It seems to me that, while “Love” is the name of one of the four ministry areas, “love,” as Jesus defines and commands it, must undergird, motivate and support everything single thing we do as a church.  Thus, the theme – “We Love First.”  Today, I want us to think about how love stimulates, motivates, generates growth.  In other words, “Love grows”

Love Grows…

            A definition of the word,growth,” is “progressive development.”  We were created for progressive development.  During the early stage of our life, that growth is primarily physical and learning basic life skills.  But, even into adulthood, we are made to continue to generate new growth – emotionally, intellectually, spiritually, relationally.  Though we may stop growing physically at some point, we still have the capacity for progressive development until we die.  We never lose the ability to learn something new, to develop a new skill, to have new experiences, to build new relationships.

The old saying, “you can’t teach an old dog new tricks” is stupid and false.

Today, I am focusing particularly on spiritual growth.

Eugene Peterson writes, “The most significant growing up that any person does is to grow as a Christian.  All other growing up is a preparation for or ancillary to this growing up.  The human task is to become mature, not only in our bodies and emotions and minds within ourselves, but also in our relationship with God and other persons.”

I want to suggest today that the greatest stimulant for that kind of growth is love.  When I love something or someone, I tend to grow.  Let me give you examples…

Because I love my wife, I have strived for the 26 years of our marriage to become the best husband I can be for her.  I still have quite a bit growing to do!

As a father, because I love my children, I always strived to do better and to better understand their needs from me.
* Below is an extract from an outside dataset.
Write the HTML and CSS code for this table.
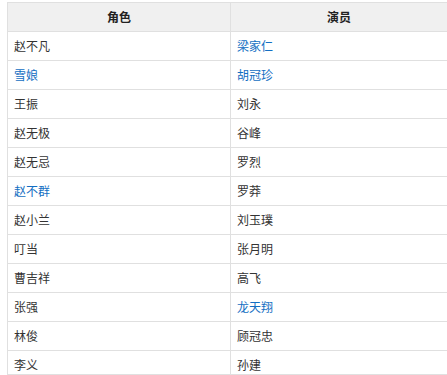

I love being a pastor, and because I want to be a good pastor I am still actively learning and growing, so that I can fulfill my calling as faithfully as possible.  I read books on leadership and ministry.  I go to workshops and seminars to improve my knowledge and skills.

Because I love Jesus, with all of my heart, soul, mind, and strength, I read his Word every day, I pray, and I read spiritual and theological books, so that I can know him and serve him better; so that I can be mature; so that I can be more faithful; so that I can be more like him.

Let me ask you a question.  What do you love?  Who do you love?  How has that love inspired you to grow?  Has it inspired you to grow?

A farmer went out to plant some seeds…

In the Gospel of Matthew, Jesus told the story of a farmer, who went out to plant seeds.  “A farmer went out to sow his seed. As he was scattering the seed, some fell along the path, and the birds came and ate it up. Some fell on rocky places, where it did not have much soil. It sprang up quickly, because the soil was shallow. But when the sun came up, the plants were scorched, and they withered because they had no root. Other seed fell among thorns, which grew up and choked the plants. Still other seed fell on good soil, where it produced a crop—a hundred, sixty or thirty times what was sown. (Matthew 13:3-8)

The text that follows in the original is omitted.